Grünewald aside, the Western canon tends to confirm Quenot’s judgment that the rejection of Byzantine traditions marked the beginning of a desacralization of religious themes. In Quenot’s words: “With newfound independence, sacred art ceded to a form of “religious art” void of genuine transcendence.

Dali makes a good witness for the prosecution. Herewith, his Ascension:

Ascension of Christ


Christ is suspended in air as if headed into space on an invisible gurney. More of an entry into a CAT scanner than into time everlasting. In the end, it is hard to ignore Quenot’s belief that Western naturalism is no friend to man’s sense of the sacred.
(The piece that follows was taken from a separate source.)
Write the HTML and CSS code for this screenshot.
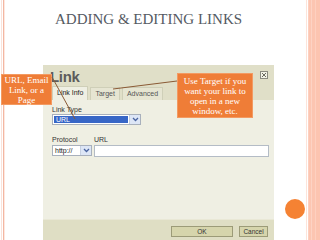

Compare Dali with this icon of the Ascension. The panel is built on assent to hierarchy, to the ineffability of mystery and the imperatives of formal beauty. The ancient iconographers understood that, if eternity is to be witnessed in and through the icon, historic vicissitude in costume and taste could not apply. Some degree of hieratic stylization is necessary. Below, an image for the ages, its timelessness imbedded in geometry and the poetry of theological expression. Sacred function has little need of verisimilitude:


©2010 Maureen Mullarkey

NOTE: Another painter emailed a worthwhile comment on the subject of transcendence in painting vis-a-vis depictions of Christ:

In The Sexuality of Christ, Leo Steinberg maintained that a naturalistic depiction of Christ  “posed no threat [to the mystery of the Incarnation] because these Renaissance artists regarded the godhead in the person of Jesus as too self-evident to be dimmed by his manhood.” (page 6)  Though the depth of Christian devotion may be questioned in that era certainly, as secularity encroached, naturalism began to work against transcendent readings.  Which is why, for modern believers, the Byzantine icon still has the force of conviction.  I’m not sure it is simply a matter of 2D vs.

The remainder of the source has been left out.